Ese acuerdo abrió, en lo inmediato, una licencia de venta de petróleo a la multinacional estadounidense Chevron (además de la italiana INI y la española Repsol), un esperado alivio al bloqueo que ahoga a Venezuela desde 2019. Pero podemos presumir que, a cambio de esas concesiones, Washington podría haber concedido algún tipo de promesa de abstenerse de promover un golpe en contra de Maduro.
Así, los “demócratas” tendrían que armar su campaña de desestabilización, por una vez, sin los recursos de EE.UU.
El periódico financiero Wall Street Journal, en vísperas de esta elección, publicó un reportaje de cómo inversionistas yanquis favorecerían la continuidad de Maduro: “mejor un diablo conocido”, según el diario.

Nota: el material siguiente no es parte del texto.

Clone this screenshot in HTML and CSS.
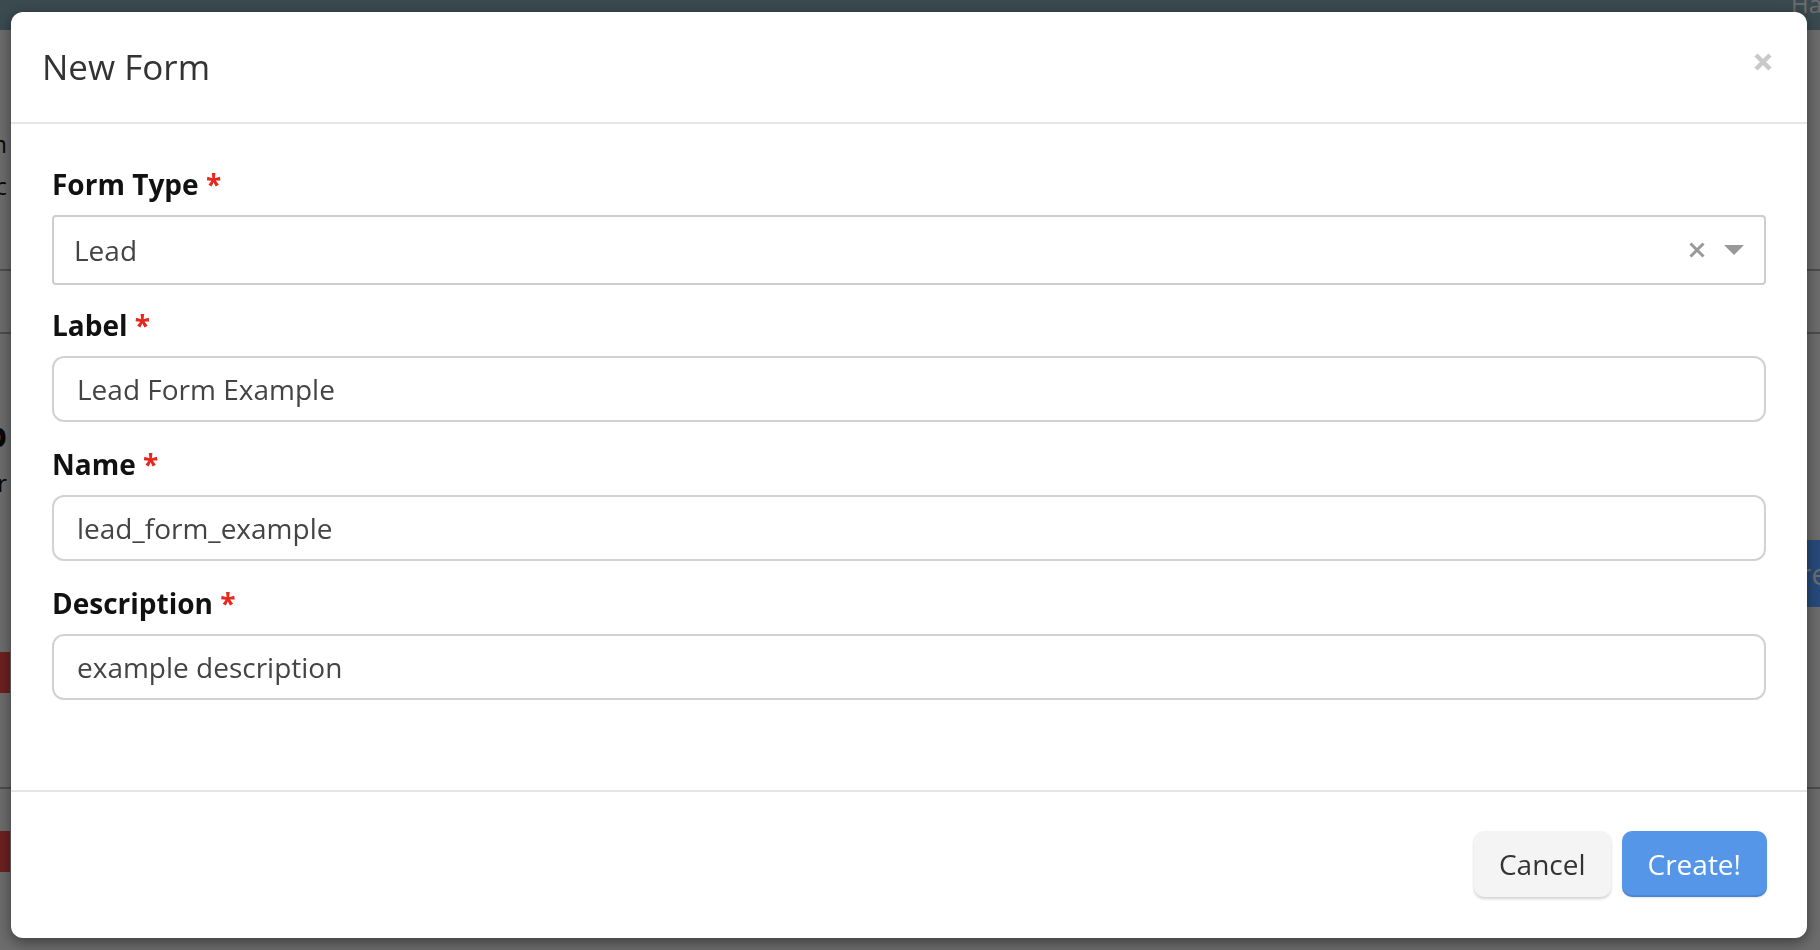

Lo que está en juego, explica el Journal, son más licencias de explotación de crudo y un acuerdo de reestructuración de la deuda externa mediante bonos por ingresos futuros de la exportación de petróleo.
El proceso nacionalista y popular liderado por Hugo Chávez había llegado a un límite ya antes de su fallecimiento. En ese momento estuvo puesta la disyuntiva: si no se avanzaba en transformación dirigida por el pueblo, y no por las dirigencias políticas y militares del chavismo aliadas a la burguesía local, la crisis en Venezuela se prolongaría sin fin.
Eso es lo que ha quedado confirmado ahora, en contra, una vez más, de la opinión de la “la izquierda” liberal que busca en la irremediablemente corrupta derecha venezolana la satisfacción de sus fantasías “democráticas”.
Ya deberían saberlo: la oposición pronto se dividirá en mil fragmentos. Y muchos de ellos buscarán un acuerdo con el chavismo, como siempre lo han hecho.
Pero Nicolás Maduro, ya acostumbrado a navegar las tormentas, deberá preguntarse -y de manera urgente- cuándo y cómo le cumplirá a su pueblo que, a pesar de las privaciones y sacrificios, le dio, otra vez, una nueva oportunidad.